(Entries with page source code)
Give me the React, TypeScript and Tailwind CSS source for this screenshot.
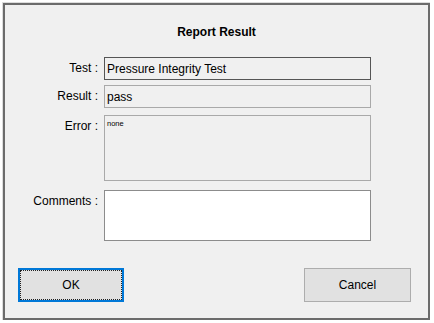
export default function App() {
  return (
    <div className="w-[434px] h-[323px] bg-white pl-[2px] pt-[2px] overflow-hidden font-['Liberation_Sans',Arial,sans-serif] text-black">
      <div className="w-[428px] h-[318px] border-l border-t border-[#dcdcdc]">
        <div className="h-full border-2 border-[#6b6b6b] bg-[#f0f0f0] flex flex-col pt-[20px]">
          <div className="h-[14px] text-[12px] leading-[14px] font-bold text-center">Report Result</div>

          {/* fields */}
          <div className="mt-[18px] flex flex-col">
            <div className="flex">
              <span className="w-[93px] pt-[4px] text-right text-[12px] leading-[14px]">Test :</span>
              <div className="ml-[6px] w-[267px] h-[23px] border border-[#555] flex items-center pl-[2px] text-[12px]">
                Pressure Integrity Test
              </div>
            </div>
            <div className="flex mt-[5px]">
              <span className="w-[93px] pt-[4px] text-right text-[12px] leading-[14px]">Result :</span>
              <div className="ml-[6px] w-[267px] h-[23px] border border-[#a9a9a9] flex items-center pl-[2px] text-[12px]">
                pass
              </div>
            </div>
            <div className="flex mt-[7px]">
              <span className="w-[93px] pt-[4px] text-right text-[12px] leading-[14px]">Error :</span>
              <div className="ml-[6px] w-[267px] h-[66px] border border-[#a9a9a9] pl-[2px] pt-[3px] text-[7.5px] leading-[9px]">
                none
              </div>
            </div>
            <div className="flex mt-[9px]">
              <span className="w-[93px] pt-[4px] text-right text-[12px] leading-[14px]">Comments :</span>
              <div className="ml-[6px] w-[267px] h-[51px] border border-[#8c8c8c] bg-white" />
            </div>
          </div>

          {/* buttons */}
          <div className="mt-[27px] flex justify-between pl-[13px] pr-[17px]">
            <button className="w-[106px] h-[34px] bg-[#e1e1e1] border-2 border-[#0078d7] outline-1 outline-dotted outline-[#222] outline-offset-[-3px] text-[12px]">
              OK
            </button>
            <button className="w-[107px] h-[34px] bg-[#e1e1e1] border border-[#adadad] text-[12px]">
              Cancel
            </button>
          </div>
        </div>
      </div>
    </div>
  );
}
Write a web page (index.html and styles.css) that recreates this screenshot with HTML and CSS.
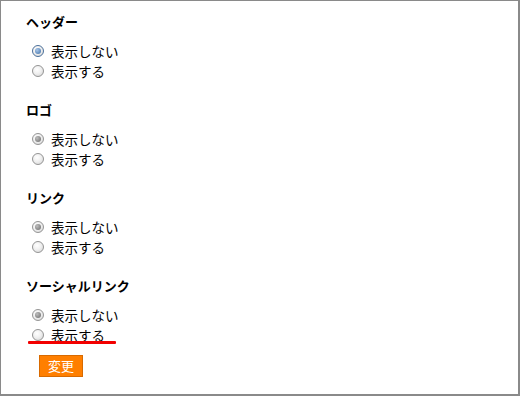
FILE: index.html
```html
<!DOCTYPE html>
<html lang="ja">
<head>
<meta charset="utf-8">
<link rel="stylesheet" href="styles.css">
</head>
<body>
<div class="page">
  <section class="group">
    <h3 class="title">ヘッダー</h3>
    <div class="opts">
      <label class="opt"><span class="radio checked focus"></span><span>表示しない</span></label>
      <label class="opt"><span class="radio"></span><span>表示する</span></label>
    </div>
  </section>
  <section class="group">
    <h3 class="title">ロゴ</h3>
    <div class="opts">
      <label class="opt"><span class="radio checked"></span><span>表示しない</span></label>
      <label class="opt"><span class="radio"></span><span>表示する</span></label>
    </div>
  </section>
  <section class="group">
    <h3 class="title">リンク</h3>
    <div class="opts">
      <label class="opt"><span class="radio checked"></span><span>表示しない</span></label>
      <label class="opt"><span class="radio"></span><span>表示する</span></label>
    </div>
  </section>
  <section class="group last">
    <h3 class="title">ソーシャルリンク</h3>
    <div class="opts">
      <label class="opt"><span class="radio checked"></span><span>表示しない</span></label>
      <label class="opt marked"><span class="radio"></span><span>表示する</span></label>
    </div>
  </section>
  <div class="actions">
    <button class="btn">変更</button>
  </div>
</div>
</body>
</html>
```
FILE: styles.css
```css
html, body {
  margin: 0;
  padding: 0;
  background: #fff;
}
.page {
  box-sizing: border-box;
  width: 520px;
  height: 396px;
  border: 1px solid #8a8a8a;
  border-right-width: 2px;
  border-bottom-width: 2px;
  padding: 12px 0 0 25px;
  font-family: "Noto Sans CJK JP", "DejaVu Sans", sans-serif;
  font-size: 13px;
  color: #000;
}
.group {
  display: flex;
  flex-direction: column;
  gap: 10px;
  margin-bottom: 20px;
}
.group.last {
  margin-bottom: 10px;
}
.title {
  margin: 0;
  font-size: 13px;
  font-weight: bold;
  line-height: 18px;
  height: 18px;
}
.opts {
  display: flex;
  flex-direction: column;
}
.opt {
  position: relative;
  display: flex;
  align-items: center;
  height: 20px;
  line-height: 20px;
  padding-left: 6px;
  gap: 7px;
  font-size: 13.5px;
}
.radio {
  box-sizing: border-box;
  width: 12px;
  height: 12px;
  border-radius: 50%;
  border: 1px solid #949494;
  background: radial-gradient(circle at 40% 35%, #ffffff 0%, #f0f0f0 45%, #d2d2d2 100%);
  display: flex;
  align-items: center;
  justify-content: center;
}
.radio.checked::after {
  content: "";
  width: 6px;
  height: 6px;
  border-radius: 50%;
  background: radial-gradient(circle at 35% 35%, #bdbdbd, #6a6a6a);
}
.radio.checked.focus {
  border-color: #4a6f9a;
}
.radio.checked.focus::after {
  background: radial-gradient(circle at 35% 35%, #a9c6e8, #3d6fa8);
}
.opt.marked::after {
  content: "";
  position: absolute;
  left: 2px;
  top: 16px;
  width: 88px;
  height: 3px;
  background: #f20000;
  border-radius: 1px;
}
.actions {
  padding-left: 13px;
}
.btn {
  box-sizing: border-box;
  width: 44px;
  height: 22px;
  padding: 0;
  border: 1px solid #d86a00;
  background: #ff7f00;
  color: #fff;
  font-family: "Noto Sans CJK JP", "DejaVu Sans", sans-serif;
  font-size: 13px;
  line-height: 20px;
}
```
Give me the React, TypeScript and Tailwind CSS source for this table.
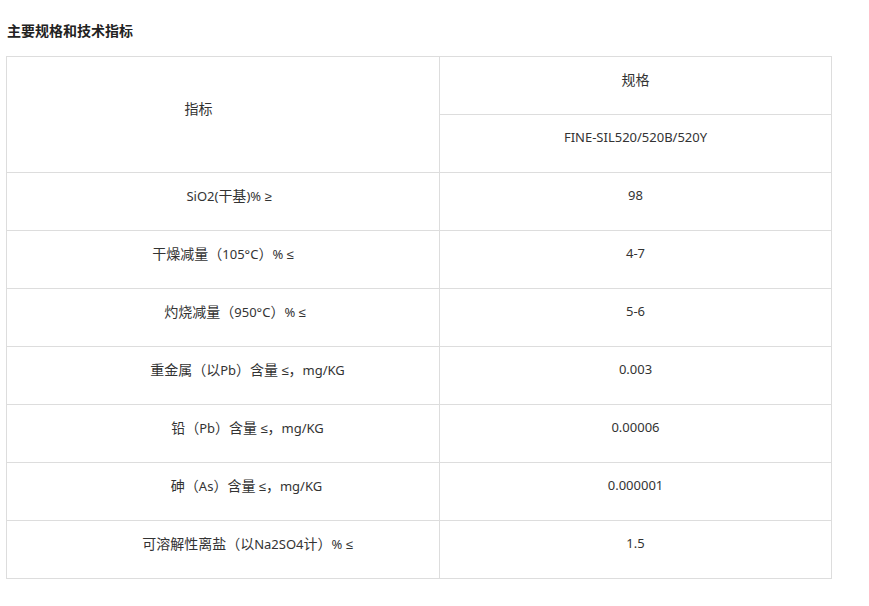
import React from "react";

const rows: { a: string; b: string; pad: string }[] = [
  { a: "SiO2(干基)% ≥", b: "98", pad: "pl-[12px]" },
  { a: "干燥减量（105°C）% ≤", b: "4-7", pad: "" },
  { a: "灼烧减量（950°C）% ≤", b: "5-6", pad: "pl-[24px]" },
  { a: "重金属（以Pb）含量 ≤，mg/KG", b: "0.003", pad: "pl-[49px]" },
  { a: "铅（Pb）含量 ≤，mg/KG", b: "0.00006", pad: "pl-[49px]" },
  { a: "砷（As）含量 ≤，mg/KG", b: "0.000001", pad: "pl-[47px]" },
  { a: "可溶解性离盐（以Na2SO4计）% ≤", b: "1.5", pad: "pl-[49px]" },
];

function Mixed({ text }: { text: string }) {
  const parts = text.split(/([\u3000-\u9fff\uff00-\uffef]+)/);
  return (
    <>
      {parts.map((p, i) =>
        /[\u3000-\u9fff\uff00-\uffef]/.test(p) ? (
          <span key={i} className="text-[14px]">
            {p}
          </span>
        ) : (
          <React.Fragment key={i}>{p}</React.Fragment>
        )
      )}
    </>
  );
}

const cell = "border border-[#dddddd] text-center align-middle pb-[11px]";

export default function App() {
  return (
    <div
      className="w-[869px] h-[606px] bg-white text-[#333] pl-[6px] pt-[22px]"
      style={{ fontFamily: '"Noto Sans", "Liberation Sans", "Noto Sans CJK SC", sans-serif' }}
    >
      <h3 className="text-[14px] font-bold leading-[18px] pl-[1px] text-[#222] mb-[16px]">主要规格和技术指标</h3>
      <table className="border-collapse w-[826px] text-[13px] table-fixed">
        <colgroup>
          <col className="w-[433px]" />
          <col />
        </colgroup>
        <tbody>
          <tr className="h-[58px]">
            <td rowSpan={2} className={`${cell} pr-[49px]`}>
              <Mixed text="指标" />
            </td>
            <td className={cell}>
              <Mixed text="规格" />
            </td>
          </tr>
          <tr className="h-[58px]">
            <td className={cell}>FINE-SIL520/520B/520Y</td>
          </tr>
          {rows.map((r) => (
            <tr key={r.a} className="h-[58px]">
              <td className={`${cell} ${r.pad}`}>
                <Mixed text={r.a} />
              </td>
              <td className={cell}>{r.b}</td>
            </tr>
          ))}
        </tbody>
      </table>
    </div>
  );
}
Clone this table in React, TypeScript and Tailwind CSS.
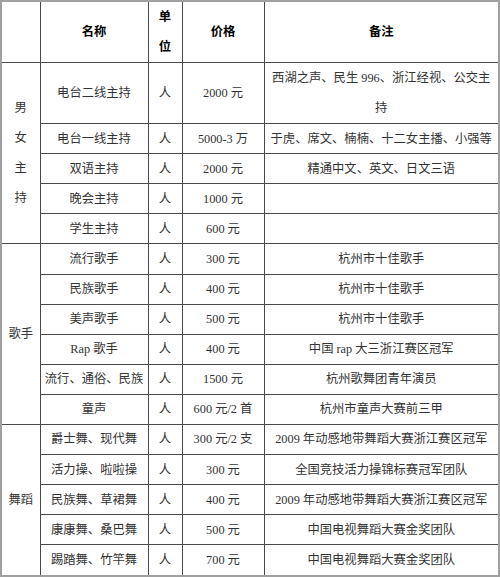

**Problem statement:** Leave the pictures out and reproduce exactly the lines from the top of the listing above through the line with "text-[12px] leading-[14px] font-bold".

**Problem solution:**
Give me the React, TypeScript and Tailwind CSS source for this screenshot.
export default function App() {
  return (
    <div className="w-[434px] h-[323px] bg-white pl-[2px] pt-[2px] overflow-hidden font-['Liberation_Sans',Arial,sans-serif] text-black">
      <div className="w-[428px] h-[318px] border-l border-t border-[#dcdcdc]">
        <div className="h-full border-2 border-[#6b6b6b] bg-[#f0f0f0] flex flex-col pt-[20px]">
          <div className="h-[14px] text-[12px] leading-[14px] font-bold text-center">Report Result</div>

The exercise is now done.